> WHAT TO PRODUCE: The listing below must be repeated word for word, with its images excluded.

── DATASET CONTENT

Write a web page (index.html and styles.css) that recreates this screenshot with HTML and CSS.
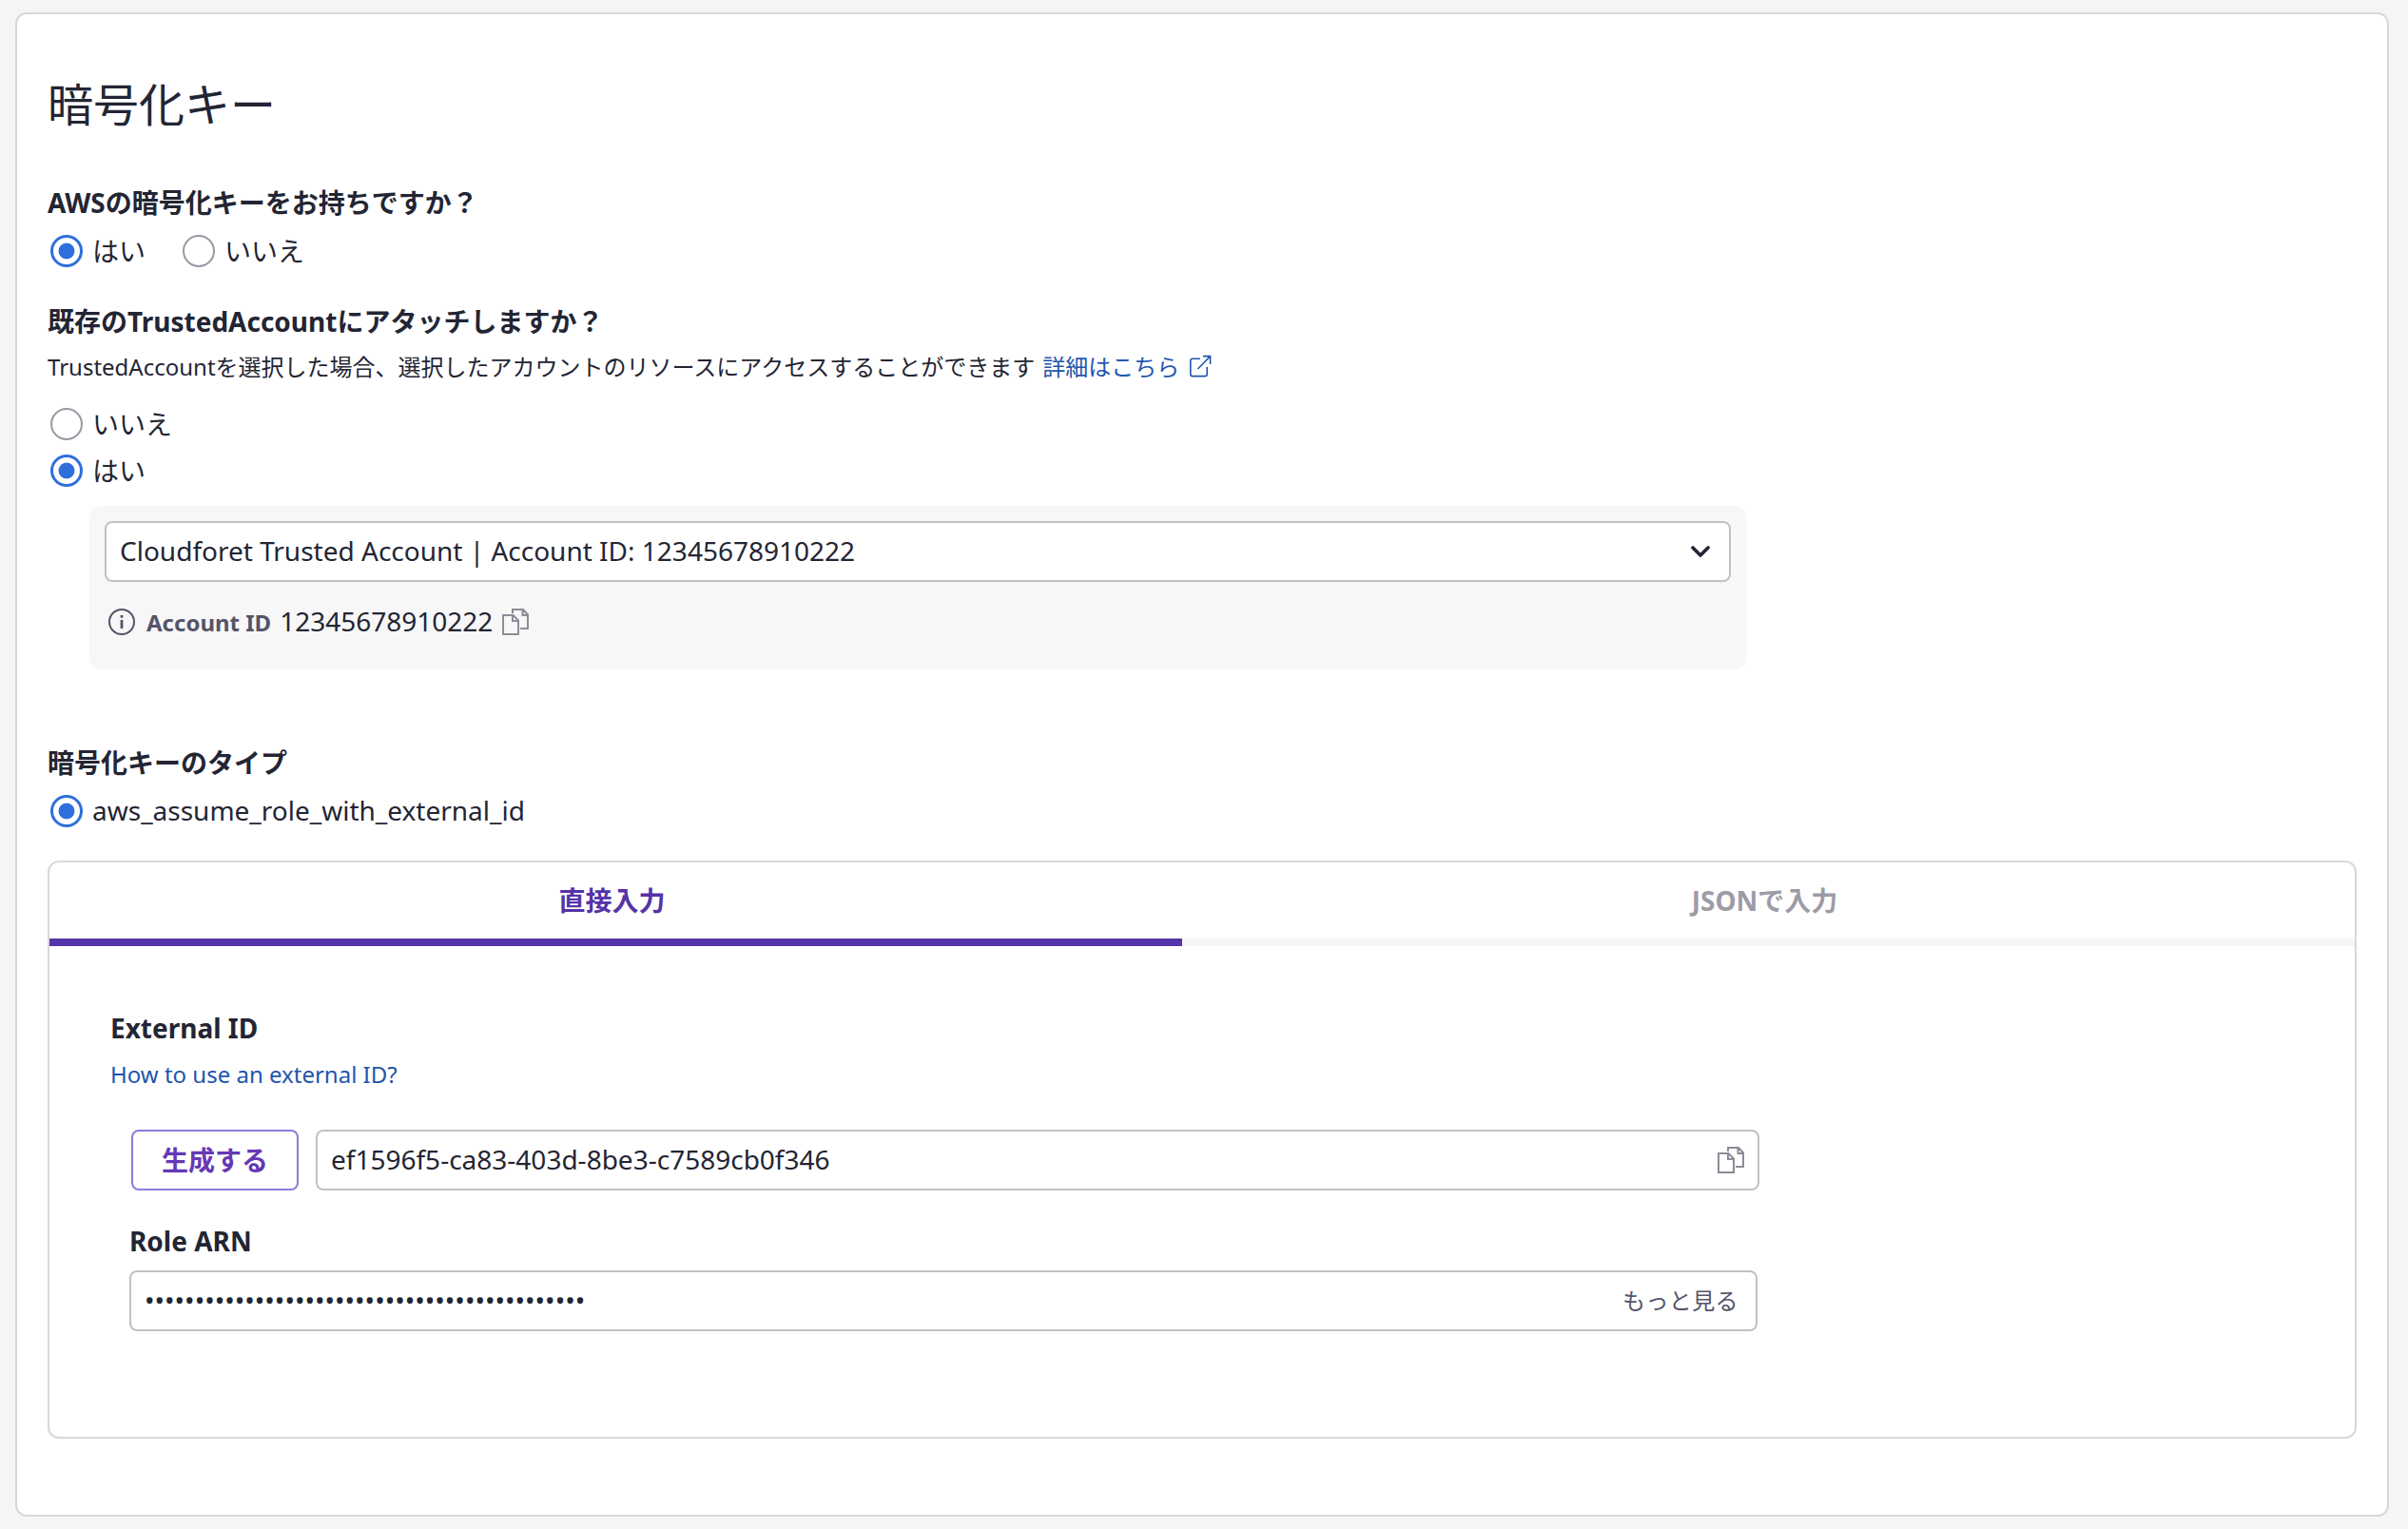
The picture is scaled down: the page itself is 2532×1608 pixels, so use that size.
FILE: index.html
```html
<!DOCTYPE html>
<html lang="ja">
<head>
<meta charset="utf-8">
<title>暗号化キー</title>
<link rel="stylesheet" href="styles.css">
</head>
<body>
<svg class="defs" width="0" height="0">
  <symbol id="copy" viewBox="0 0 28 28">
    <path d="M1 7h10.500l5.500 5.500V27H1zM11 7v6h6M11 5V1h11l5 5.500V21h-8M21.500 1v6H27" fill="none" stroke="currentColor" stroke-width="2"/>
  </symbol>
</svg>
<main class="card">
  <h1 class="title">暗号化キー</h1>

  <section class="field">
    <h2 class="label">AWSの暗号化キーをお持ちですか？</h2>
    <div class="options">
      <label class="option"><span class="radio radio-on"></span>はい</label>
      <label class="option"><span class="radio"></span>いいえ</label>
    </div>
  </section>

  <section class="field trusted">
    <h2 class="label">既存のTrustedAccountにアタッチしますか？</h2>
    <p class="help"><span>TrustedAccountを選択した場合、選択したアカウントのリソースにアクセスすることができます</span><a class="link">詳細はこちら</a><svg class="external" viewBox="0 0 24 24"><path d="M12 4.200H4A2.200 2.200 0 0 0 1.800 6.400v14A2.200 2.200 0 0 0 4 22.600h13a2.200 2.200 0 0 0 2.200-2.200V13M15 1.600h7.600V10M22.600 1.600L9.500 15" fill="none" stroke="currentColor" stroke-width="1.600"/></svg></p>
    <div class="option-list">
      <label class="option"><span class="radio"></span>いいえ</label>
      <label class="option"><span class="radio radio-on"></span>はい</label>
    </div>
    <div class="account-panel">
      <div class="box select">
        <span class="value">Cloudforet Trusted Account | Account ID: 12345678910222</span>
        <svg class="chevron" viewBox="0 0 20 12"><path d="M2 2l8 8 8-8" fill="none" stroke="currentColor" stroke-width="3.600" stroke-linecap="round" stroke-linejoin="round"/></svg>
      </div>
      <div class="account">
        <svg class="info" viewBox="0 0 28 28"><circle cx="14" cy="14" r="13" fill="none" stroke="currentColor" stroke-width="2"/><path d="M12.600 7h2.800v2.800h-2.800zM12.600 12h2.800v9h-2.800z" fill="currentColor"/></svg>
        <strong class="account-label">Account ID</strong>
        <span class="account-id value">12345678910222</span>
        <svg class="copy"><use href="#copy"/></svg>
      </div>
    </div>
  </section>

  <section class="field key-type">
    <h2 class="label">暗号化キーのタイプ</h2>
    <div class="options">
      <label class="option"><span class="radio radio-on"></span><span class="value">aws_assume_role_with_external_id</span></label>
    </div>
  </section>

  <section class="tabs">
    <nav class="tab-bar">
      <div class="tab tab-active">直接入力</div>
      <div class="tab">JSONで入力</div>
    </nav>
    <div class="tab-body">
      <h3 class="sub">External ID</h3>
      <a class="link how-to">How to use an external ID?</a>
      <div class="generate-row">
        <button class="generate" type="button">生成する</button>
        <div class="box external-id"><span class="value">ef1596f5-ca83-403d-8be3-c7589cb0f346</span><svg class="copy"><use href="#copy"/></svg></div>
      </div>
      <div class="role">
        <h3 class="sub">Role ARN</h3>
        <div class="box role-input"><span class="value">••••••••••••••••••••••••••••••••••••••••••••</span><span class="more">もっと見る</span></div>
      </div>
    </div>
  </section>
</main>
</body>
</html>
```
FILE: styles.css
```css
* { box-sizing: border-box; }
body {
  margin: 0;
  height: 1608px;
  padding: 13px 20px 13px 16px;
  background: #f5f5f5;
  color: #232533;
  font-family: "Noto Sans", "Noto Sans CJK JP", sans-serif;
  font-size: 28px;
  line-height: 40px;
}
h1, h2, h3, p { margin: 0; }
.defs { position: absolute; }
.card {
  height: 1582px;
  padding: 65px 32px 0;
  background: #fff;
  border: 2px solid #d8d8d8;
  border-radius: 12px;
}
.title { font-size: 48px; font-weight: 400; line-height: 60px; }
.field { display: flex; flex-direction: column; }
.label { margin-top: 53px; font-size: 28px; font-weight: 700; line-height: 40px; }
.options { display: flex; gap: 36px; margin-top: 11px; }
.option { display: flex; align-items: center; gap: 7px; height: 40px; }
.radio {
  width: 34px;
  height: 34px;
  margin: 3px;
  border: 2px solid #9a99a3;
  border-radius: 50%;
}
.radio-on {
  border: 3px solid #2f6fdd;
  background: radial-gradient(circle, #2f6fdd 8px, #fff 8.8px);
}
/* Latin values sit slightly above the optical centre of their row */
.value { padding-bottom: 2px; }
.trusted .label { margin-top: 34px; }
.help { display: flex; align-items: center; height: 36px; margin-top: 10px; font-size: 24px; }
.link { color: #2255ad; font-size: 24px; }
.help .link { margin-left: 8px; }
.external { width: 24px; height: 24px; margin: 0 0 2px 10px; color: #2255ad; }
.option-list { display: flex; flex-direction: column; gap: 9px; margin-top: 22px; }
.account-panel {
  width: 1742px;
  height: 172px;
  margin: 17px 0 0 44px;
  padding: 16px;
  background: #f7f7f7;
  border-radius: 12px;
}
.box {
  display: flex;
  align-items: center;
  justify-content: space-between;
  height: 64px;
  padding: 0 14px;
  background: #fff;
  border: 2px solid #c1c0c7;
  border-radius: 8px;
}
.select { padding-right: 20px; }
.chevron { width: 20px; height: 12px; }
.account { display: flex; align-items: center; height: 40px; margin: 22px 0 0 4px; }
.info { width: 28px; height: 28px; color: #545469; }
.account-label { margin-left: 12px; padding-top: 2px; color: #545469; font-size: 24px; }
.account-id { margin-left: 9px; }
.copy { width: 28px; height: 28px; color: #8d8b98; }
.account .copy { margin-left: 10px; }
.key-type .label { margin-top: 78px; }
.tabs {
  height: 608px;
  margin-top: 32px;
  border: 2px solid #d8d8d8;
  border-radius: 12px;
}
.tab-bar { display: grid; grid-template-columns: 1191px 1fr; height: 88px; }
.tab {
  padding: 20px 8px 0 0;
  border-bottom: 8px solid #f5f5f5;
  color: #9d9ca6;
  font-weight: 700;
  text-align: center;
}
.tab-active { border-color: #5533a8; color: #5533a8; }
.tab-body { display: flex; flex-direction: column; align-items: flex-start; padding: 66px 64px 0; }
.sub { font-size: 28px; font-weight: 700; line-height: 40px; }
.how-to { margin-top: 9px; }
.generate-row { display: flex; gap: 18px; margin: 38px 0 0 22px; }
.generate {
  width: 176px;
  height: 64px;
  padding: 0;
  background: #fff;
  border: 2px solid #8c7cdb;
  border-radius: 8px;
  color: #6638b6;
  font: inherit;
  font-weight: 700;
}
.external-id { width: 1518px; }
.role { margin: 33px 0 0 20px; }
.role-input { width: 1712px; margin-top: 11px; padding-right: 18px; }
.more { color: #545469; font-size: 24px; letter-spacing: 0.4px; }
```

────

> CORRECT RESPONSE:
Write a web page (index.html and styles.css) that recreates this screenshot with HTML and CSS.
The picture is scaled down: the page itself is 2532×1608 pixels, so use that size.
FILE: index.html
```html
<!DOCTYPE html>
<html lang="ja">
<head>
<meta charset="utf-8">
<title>暗号化キー</title>
<link rel="stylesheet" href="styles.css">
</head>
<body>
<svg class="defs" width="0" height="0">
  <symbol id="copy" viewBox="0 0 28 28">
    <path d="M1 7h10.500l5.500 5.500V27H1zM11 7v6h6M11 5V1h11l5 5.500V21h-8M21.500 1v6H27" fill="none" stroke="currentColor" stroke-width="2"/>
  </symbol>
</svg>
<main class="card">
  <h1 class="title">暗号化キー</h1>

  <section class="field">
    <h2 class="label">AWSの暗号化キーをお持ちですか？</h2>
    <div class="options">
      <label class="option"><span class="radio radio-on"></span>はい</label>
      <label class="option"><span class="radio"></span>いいえ</label>
    </div>
  </section>

  <section class="field trusted">
    <h2 class="label">既存のTrustedAccountにアタッチしますか？</h2>
    <p class="help"><span>TrustedAccountを選択した場合、選択したアカウントのリソースにアクセスすることができます</span><a class="link">詳細はこちら</a><svg class="external" viewBox="0 0 24 24"><path d="M12 4.200H4A2.200 2.200 0 0 0 1.800 6.400v14A2.200 2.200 0 0 0 4 22.600h13a2.200 2.200 0 0 0 2.200-2.200V13M15 1.600h7.600V10M22.600 1.600L9.500 15" fill="none" stroke="currentColor" stroke-width="1.600"/></svg></p>
    <div class="option-list">
      <label class="option"><span class="radio"></span>いいえ</label>
      <label class="option"><span class="radio radio-on"></span>はい</label>
    </div>
    <div class="account-panel">
      <div class="box select">
        <span class="value">Cloudforet Trusted Account | Account ID: 12345678910222</span>
        <svg class="chevron" viewBox="0 0 20 12"><path d="M2 2l8 8 8-8" fill="none" stroke="currentColor" stroke-width="3.600" stroke-linecap="round" stroke-linejoin="round"/></svg>
      </div>
      <div class="account">
        <svg class="info" viewBox="0 0 28 28"><circle cx="14" cy="14" r="13" fill="none" stroke="currentColor" stroke-width="2"/><path d="M12.600 7h2.800v2.800h-2.800zM12.600 12h2.800v9h-2.800z" fill="currentColor"/></svg>
        <strong class="account-label">Account ID</strong>
        <span class="account-id value">12345678910222</span>
        <svg class="copy"><use href="#copy"/></svg>
      </div>
    </div>
  </section>

  <section class="field key-type">
    <h2 class="label">暗号化キーのタイプ</h2>
    <div class="options">
      <label class="option"><span class="radio radio-on"></span><span class="value">aws_assume_role_with_external_id</span></label>
    </div>
  </section>

  <section class="tabs">
    <nav class="tab-bar">
      <div class="tab tab-active">直接入力</div>
      <div class="tab">JSONで入力</div>
    </nav>
    <div class="tab-body">
      <h3 class="sub">External ID</h3>
      <a class="link how-to">How to use an external ID?</a>
      <div class="generate-row">
        <button class="generate" type="button">生成する</button>
        <div class="box external-id"><span class="value">ef1596f5-ca83-403d-8be3-c7589cb0f346</span><svg class="copy"><use href="#copy"/></svg></div>
      </div>
      <div class="role">
        <h3 class="sub">Role ARN</h3>
        <div class="box role-input"><span class="value">••••••••••••••••••••••••••••••••••••••••••••</span><span class="more">もっと見る</span></div>
      </div>
    </div>
  </section>
</main>
</body>
</html>
```
FILE: styles.css
```css
* { box-sizing: border-box; }
body {
  margin: 0;
  height: 1608px;
  padding: 13px 20px 13px 16px;
  background: #f5f5f5;
  color: #232533;
  font-family: "Noto Sans", "Noto Sans CJK JP", sans-serif;
  font-size: 28px;
  line-height: 40px;
}
h1, h2, h3, p { margin: 0; }
.defs { position: absolute; }
.card {
  height: 1582px;
  padding: 65px 32px 0;
  background: #fff;
  border: 2px solid #d8d8d8;
  border-radius: 12px;
}
.title { font-size: 48px; font-weight: 400; line-height: 60px; }
.field { display: flex; flex-direction: column; }
.label { margin-top: 53px; font-size: 28px; font-weight: 700; line-height: 40px; }
.options { display: flex; gap: 36px; margin-top: 11px; }
.option { display: flex; align-items: center; gap: 7px; height: 40px; }
.radio {
  width: 34px;
  height: 34px;
  margin: 3px;
  border: 2px solid #9a99a3;
  border-radius: 50%;
}
.radio-on {
  border: 3px solid #2f6fdd;
  background: radial-gradient(circle, #2f6fdd 8px, #fff 8.8px);
}
/* Latin values sit slightly above the optical centre of their row */
.value { padding-bottom: 2px; }
.trusted .label { margin-top: 34px; }
.help { display: flex; align-items: center; height: 36px; margin-top: 10px; font-size: 24px; }
.link { color: #2255ad; font-size: 24px; }
.help .link { margin-left: 8px; }
.external { width: 24px; height: 24px; margin: 0 0 2px 10px; color: #2255ad; }
.option-list { display: flex; flex-direction: column; gap: 9px; margin-top: 22px; }
.account-panel {
  width: 1742px;
  height: 172px;
  margin: 17px 0 0 44px;
  padding: 16px;
  background: #f7f7f7;
  border-radius: 12px;
}
.box {
  display: flex;
  align-items: center;
  justify-content: space-between;
  height: 64px;
  padding: 0 14px;
  background: #fff;
  border: 2px solid #c1c0c7;
  border-radius: 8px;
}
.select { padding-right: 20px; }
.chevron { width: 20px; height: 12px; }
.account { display: flex; align-items: center; height: 40px; margin: 22px 0 0 4px; }
.info { width: 28px; height: 28px; color: #545469; }
.account-label { margin-left: 12px; padding-top: 2px; color: #545469; font-size: 24px; }
.account-id { margin-left: 9px; }
.copy { width: 28px; height: 28px; color: #8d8b98; }
.account .copy { margin-left: 10px; }
.key-type .label { margin-top: 78px; }
.tabs {
  height: 608px;
  margin-top: 32px;
  border: 2px solid #d8d8d8;
  border-radius: 12px;
}
.tab-bar { display: grid; grid-template-columns: 1191px 1fr; height: 88px; }
.tab {
  padding: 20px 8px 0 0;
  border-bottom: 8px solid #f5f5f5;
  color: #9d9ca6;
  font-weight: 700;
  text-align: center;
}
.tab-active { border-color: #5533a8; color: #5533a8; }
.tab-body { display: flex; flex-direction: column; align-items: flex-start; padding: 66px 64px 0; }
.sub { font-size: 28px; font-weight: 700; line-height: 40px; }
.how-to { margin-top: 9px; }
.generate-row { display: flex; gap: 18px; margin: 38px 0 0 22px; }
.generate {
  width: 176px;
  height: 64px;
  padding: 0;
  background: #fff;
  border: 2px solid #8c7cdb;
  border-radius: 8px;
  color: #6638b6;
  font: inherit;
  font-weight: 700;
}
.external-id { width: 1518px; }
.role { margin: 33px 0 0 20px; }
.role-input { width: 1712px; margin-top: 11px; padding-right: 18px; }
.more { color: #545469; font-size: 24px; letter-spacing: 0.4px; }
```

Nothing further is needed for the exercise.